_Stated task_
Copy exactly the lines from the beginning of the data down to and including the line holding "import React from", without any pictures.
# Start of Data lines
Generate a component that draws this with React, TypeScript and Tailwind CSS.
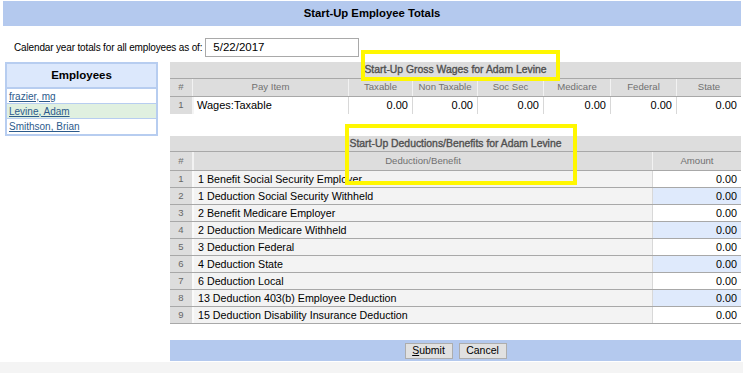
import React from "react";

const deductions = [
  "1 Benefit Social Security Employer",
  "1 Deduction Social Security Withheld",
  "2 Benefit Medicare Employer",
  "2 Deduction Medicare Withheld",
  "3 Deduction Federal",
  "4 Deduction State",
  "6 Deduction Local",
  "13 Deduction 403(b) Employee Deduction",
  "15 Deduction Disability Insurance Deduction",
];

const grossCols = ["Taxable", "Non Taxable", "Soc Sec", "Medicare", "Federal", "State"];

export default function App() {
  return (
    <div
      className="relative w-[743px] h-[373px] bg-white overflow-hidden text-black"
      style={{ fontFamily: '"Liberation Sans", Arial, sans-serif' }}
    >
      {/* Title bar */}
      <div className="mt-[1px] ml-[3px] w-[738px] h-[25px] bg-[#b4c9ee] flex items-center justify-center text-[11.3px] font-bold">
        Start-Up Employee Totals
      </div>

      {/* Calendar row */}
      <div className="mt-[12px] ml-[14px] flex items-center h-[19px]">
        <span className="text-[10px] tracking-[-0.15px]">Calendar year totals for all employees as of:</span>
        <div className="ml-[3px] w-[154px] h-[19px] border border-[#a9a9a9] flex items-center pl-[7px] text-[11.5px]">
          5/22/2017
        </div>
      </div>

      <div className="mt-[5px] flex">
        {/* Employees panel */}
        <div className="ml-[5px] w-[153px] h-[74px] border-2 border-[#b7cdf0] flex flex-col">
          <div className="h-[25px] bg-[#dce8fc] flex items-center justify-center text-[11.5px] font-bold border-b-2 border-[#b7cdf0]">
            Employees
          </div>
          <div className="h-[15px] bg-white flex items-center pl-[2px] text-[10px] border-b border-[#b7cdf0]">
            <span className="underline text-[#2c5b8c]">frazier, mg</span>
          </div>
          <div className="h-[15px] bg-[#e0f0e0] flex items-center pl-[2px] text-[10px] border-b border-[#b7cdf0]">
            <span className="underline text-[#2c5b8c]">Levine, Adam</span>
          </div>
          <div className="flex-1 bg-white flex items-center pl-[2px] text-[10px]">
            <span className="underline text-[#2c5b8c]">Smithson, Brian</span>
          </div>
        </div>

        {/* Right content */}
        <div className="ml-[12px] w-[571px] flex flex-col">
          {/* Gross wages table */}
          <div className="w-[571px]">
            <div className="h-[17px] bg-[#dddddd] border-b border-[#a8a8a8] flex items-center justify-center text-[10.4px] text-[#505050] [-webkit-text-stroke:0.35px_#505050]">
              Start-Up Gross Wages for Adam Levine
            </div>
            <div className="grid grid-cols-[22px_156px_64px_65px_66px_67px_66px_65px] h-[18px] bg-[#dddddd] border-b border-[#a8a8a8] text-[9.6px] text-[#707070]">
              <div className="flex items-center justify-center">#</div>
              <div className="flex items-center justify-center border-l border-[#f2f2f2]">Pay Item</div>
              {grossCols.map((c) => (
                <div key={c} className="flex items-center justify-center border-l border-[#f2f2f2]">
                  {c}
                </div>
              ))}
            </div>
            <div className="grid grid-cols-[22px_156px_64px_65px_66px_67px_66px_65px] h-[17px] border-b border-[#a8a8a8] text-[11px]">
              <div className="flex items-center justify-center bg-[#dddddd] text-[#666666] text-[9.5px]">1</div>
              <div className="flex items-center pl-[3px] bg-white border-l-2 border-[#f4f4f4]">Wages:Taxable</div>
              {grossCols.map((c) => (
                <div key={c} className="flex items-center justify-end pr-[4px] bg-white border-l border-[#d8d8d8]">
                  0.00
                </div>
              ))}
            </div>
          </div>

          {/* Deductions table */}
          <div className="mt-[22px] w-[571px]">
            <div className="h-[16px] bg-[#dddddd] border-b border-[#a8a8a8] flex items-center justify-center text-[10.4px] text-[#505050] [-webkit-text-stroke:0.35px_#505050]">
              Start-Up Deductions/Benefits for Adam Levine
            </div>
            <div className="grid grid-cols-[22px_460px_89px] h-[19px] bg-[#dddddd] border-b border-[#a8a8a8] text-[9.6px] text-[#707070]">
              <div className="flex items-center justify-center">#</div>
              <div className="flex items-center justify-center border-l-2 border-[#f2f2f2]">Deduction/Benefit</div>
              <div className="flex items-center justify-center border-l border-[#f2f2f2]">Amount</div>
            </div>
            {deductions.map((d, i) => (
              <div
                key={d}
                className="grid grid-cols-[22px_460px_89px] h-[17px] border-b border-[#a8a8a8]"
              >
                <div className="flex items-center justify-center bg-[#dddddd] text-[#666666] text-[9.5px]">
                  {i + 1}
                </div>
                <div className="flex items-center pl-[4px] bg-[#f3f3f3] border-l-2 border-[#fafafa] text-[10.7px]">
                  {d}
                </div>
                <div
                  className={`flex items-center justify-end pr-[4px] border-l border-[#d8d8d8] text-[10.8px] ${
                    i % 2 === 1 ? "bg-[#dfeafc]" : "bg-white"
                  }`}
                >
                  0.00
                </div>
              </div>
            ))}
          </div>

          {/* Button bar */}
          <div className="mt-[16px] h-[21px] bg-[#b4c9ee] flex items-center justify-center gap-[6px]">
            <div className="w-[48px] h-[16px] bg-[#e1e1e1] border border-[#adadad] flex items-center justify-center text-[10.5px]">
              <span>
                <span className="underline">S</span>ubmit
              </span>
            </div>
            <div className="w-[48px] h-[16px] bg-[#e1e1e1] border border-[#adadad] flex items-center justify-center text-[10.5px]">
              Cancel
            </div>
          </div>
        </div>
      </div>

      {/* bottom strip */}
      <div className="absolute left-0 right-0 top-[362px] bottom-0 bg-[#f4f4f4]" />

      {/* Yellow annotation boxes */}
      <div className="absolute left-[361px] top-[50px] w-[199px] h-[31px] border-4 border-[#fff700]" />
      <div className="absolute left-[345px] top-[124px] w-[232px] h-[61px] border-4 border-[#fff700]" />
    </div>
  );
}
# End of Data lines
_Solution_
Generate a component that draws this with React, TypeScript and Tailwind CSS.
import React from "react";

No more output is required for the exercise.